There’s a good example of misuse of the FLP theorem in an ACM Queue article:
Perfect failure detectors are impossible to implement in a distributed system,9,15 in which it is impossible to distinguish between delay and failure. [ACM Queue]
The citation 15 above is to the FLP paper. In actual engineering systems, delay of over a certain duration is failure. This is easy to see in extreme: in the FLP model network nodes cannot distinguish between a peer that has not answered a query in 1 millisecond and a peer that has been silent for 10 years because the model excludes clocks of any kind. Is that a realistic model of a computer network? Consider a distributed consensus system in which the client cannot get responses from the coordinator. Normally, we can provide each device with a timer and have them enter a recovery mode if they don’t receive a response over a period chosen to meet the characteristics of the network and the requirements of the application. If a node does not receive a communication from the coordinator over the timeout period, it may be that the coordinator has crashed, or that there is a network problem, or that the coordinator is busy watching Sanctuary Moon and can’t be bothered to reply yet – in any of those cases, the important property is that the coordinator is not coordinating and a new one needs to be elected. Protocols for safe election of a new coordinator have been developed many times over the last 50 years or so – it is no mystery. Of course, like any engineered object, such a system is subject to failure when assumptions about probability or network properties are violated. We generally assume that spurious packets are not delivered and packets that have been corrupted in transit are detected, and that all participants follow the protocol (no Byzantine failure) and that Brownian motion doesn’t rip the network apart and deposit nodes into other networks, and that the power stays on etc. But none of these possibilities means we cannot have deterministically correct systems modulo reasonable assumptions.
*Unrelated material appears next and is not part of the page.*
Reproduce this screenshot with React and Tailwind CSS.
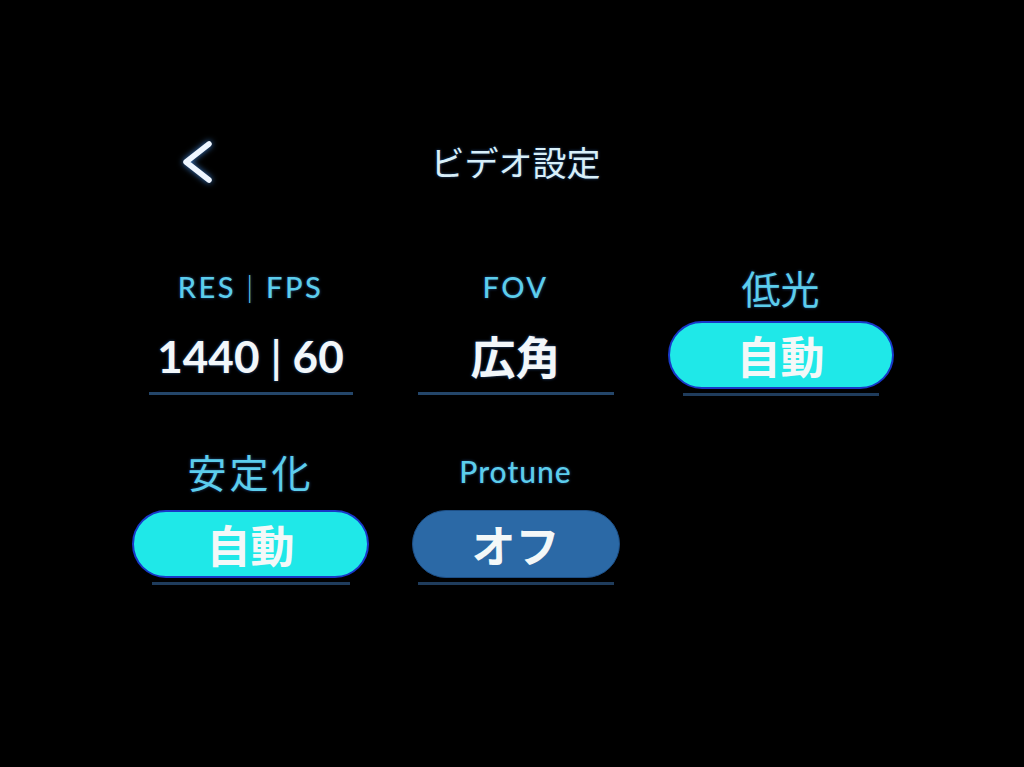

As for Turing, according to Wikipedia,:
In computability theory, the halting problem is the problem of determining, from a description of an arbitrary computer program and an input, whether the program will finish running, or continue to run forever. Alan Turing proved in 1936 that a general algorithm to solve the halting problem for all possible program-input pairs cannot exist. […] Turing proved no algorithm exists that always correctly decides whether, for a given arbitrary program and input, the program halts when run with that input.
The link to the Wikipedia definition of “computer program” is what transforms this page from sloppy to wrong.
A computer program is a sequence or set of instructions in a programming language for a computer to execute. Computer programs are one component of software, which also includes documentation and other intangible components
And then “computer” is defined as one might expect:
A computer is a digital electronic machine that can be programmed to carry out sequences of arithmetic or logical operations (computation) automatically. Modern computers can perform generic sets of operations known as programs.
Turing machines are not either computers or computer programs under these definitions, so Turing’s theorem says nothing about the decision problem for computer programs. In fact, since computer programs executing on digital electronic devices correspond to finite state machines, the decision problem is trivial in terms of Turing machines. We can provide an actual computer program as an input to a Turing machine and have the Turing machine simulate execution until either a state repeats (which means the program would loop forever) or it terminates. Just because you call computer programs, programs, and can call Turing machine codes “programs” doesn’t mean they are the same things or that a theorem about one class of things applies to the other class of things.
There are several common, but incorrect rejoinders to this observation and one of them is on the Wikipedia page under a section titled “Common Pitfalls”. In this section it is noted that that finite state programs may have a lot of states so, in practice, it might be difficult to determine if they halt or otherwise verify system properties. Quoting Marvin Minsky:
…the magnitudes involved should lead one to suspect that theorems and arguments based chiefly on the mere finiteness [of] the state diagram may not carry a great deal of significance.
This exactly why one uses mathematics instead of hand waving. The “mere finiteness” of the state diagram is actually pretty important. A theorem that says no Turing Machine can solve the halting problem for all other Turing machines says absolutely nothing about how hard it is to validate large finite state machines. Big numbers are not unbounded numbers. In fact, Turing’s result does not even mean that some Turing machine could not, with very high probability, solve the halting program for a randomly chosen Turing machine. The undecidability of the halting problem for Turing machines has zero significance for engineering and, as Kurt Godel pointed out, not as much as it might initially appear for mathematics. There is a parallel Wikipedia page on decision problem which seems to be written more by mathematicians than computer scientists and it doesn’t make the same error but does discuss a number of computer programs that manage to work with very large numbers of states to solve real problems in mathematics and software engineering.
Practical decision procedures
Having practical decision procedures for classes of logical formulas is of considerable interest for program verification and circuit verification. Pure Boolean logical formulas are usually decided using SAT-solving techniques based on the DPLL algorithm. Conjunctive formulas over linear real or rational arithmetic can be decided using the simplex algorithm, formulas in linear integer arithmetic (Presburger arithmetic) can be decided using Cooper’s algorithm or William Pugh’s Omega test. Formulas with negations, conjunctions and disjunctions combine the difficulties of satisfiability testing with that of decision of conjunctions; they are generally decided nowadays using SMT-solving techniques, which combine SAT-solving with decision procedures for conjunctions and propagation techniques. Real polynomial arithmetic, also known as the theory of real closed fields, is decidable; this is the Tarski–Seidenberg theorem, which has been implemented in computers by using the cylindrical algebraic decomposition.
It turns out that in many important cases, it is possible to have one computer program evaluate another one or a mathematical theorem and tell us whether it is true or not. This is a hard problem, but not an impossible one. Mathematical results, even in computer science have meanings determined by the precise definitions of terms used in the theorems – they are not general statements about the world or metaphorical.